TASK BRIEF: Using the data below, copy every line that contains the word "this".
>> BEGIN ENTRIES PROVIDED
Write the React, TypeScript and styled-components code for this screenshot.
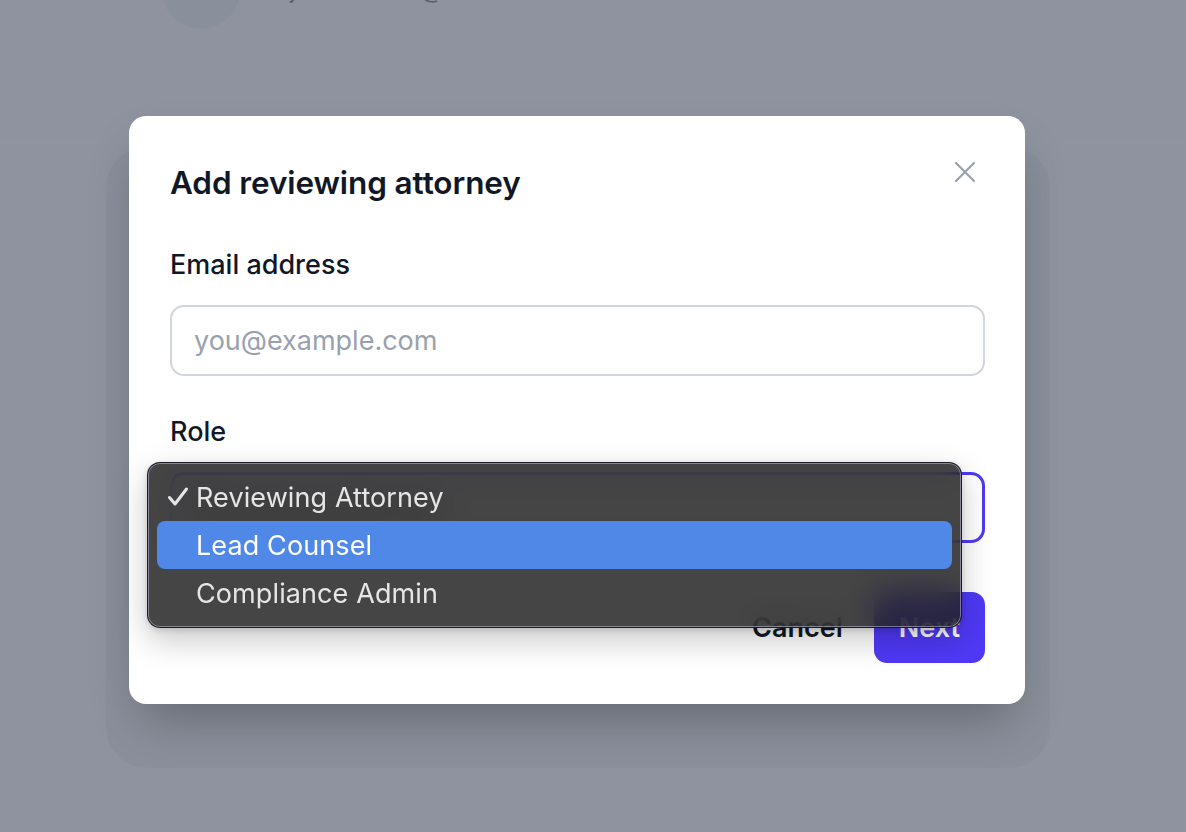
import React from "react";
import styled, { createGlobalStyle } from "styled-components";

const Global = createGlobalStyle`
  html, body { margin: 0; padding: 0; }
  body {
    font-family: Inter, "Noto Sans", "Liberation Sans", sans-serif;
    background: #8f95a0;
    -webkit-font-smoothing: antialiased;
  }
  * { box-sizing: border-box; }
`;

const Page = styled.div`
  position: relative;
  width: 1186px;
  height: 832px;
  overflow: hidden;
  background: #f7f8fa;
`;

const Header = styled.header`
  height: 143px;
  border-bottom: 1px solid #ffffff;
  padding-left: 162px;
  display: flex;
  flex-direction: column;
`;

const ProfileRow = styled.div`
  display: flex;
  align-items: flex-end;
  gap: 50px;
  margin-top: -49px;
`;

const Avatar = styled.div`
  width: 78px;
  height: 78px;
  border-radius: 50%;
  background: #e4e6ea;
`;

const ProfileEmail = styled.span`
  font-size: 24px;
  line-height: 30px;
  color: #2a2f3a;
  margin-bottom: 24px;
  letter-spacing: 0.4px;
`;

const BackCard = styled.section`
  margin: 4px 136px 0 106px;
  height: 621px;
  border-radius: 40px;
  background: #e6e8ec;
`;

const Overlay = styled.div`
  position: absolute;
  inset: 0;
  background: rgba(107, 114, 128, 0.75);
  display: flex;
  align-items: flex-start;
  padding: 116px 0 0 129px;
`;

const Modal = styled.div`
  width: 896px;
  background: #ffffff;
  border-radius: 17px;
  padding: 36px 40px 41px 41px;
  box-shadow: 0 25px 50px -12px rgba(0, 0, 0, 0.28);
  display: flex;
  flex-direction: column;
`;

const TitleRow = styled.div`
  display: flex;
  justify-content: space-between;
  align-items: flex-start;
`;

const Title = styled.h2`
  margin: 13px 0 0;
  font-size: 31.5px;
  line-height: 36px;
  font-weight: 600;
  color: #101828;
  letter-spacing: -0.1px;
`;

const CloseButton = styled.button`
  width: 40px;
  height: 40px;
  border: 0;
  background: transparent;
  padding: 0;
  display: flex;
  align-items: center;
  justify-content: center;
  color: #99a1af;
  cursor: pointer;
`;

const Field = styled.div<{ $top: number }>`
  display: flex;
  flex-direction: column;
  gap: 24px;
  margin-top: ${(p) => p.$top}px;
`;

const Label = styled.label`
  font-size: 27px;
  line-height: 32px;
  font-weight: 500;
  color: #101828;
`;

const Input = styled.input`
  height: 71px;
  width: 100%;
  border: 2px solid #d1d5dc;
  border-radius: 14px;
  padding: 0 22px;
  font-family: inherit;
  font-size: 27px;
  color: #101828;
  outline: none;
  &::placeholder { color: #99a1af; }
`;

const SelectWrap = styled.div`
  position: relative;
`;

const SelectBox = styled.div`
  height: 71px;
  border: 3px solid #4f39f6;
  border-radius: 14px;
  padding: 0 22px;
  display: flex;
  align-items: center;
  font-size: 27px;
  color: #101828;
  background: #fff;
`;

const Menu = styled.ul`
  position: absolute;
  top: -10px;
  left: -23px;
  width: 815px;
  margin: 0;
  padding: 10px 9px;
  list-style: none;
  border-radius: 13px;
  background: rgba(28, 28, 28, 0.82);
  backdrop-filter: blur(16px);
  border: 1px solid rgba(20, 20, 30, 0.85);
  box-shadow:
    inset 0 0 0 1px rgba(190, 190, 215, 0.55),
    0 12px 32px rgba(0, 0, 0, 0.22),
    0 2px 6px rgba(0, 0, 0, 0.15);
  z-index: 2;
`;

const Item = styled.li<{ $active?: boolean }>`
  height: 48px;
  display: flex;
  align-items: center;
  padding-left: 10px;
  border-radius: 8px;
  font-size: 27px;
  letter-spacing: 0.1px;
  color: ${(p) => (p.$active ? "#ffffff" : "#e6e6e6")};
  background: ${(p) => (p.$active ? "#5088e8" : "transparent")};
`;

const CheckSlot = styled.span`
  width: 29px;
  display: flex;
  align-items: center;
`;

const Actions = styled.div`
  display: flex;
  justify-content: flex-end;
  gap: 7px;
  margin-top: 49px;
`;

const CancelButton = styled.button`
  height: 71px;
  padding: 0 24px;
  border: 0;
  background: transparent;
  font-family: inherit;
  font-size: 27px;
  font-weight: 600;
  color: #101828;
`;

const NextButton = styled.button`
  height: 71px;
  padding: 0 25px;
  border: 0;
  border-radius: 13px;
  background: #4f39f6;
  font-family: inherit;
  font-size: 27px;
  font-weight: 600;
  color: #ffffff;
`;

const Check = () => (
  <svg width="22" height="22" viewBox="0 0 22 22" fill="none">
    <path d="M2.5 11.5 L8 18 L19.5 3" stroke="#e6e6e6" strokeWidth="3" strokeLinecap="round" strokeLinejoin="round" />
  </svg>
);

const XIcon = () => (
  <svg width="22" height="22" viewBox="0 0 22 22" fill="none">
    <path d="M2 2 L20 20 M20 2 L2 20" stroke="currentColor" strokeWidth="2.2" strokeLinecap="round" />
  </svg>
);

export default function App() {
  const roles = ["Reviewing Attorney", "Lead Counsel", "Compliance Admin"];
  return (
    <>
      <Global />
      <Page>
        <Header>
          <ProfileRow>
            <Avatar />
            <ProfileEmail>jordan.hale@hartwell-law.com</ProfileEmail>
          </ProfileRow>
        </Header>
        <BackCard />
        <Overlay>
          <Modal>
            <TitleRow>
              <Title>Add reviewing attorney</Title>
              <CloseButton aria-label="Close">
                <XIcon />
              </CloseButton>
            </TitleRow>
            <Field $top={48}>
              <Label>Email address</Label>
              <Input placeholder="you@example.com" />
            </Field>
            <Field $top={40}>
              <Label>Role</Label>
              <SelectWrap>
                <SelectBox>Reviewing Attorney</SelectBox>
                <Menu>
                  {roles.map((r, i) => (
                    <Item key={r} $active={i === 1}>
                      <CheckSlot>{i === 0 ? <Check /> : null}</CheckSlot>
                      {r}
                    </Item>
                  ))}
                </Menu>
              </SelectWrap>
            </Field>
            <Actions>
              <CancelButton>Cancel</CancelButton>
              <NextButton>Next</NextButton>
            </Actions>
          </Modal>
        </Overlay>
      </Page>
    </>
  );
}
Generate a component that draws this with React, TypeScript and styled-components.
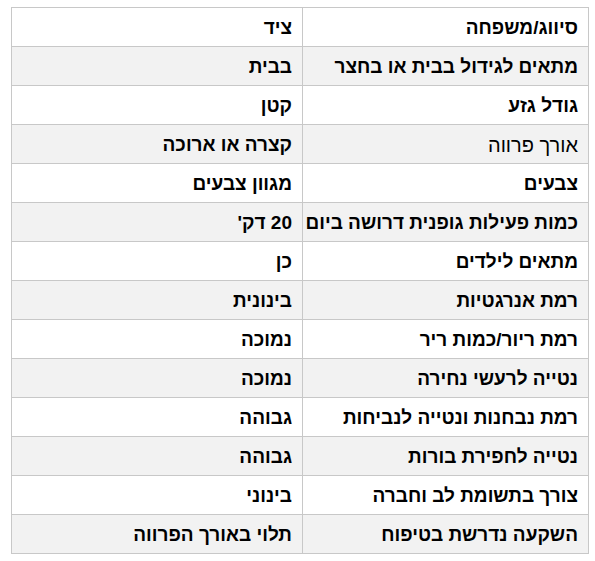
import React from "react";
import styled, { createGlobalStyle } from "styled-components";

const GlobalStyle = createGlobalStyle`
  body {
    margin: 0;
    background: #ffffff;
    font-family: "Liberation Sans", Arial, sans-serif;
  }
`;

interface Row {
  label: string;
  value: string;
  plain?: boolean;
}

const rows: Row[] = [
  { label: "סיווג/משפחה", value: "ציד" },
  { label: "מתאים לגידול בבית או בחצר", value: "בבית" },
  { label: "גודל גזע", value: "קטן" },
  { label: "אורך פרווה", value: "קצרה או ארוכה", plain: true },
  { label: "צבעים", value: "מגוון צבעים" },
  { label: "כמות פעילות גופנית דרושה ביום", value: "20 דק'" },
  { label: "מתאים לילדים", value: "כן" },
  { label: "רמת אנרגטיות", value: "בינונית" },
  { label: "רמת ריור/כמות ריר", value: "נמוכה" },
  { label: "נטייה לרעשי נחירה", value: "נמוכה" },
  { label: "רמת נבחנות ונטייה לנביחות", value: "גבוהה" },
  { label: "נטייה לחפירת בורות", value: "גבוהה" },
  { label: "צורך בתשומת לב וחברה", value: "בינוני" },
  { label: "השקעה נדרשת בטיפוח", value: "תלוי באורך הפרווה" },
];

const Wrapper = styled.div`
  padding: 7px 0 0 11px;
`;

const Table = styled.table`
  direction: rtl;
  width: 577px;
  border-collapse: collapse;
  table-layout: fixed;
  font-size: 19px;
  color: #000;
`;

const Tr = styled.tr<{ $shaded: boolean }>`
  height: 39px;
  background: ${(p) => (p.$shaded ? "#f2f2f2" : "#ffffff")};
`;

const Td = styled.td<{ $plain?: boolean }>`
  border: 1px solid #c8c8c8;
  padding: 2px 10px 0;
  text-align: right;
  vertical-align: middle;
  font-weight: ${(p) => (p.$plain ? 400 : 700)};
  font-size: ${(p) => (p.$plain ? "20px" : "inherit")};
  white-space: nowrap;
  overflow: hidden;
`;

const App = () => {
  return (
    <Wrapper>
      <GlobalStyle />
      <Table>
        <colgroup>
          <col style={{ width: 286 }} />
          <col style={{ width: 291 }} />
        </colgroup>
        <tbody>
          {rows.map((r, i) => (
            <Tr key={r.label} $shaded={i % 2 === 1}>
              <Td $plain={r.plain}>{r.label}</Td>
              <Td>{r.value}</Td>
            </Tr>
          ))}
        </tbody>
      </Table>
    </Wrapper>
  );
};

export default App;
>> END ENTRIES PROVIDED
ANSWER FOR THE TASK:
Write the React, TypeScript and styled-components code for this screenshot.
Generate a component that draws this with React, TypeScript and styled-components.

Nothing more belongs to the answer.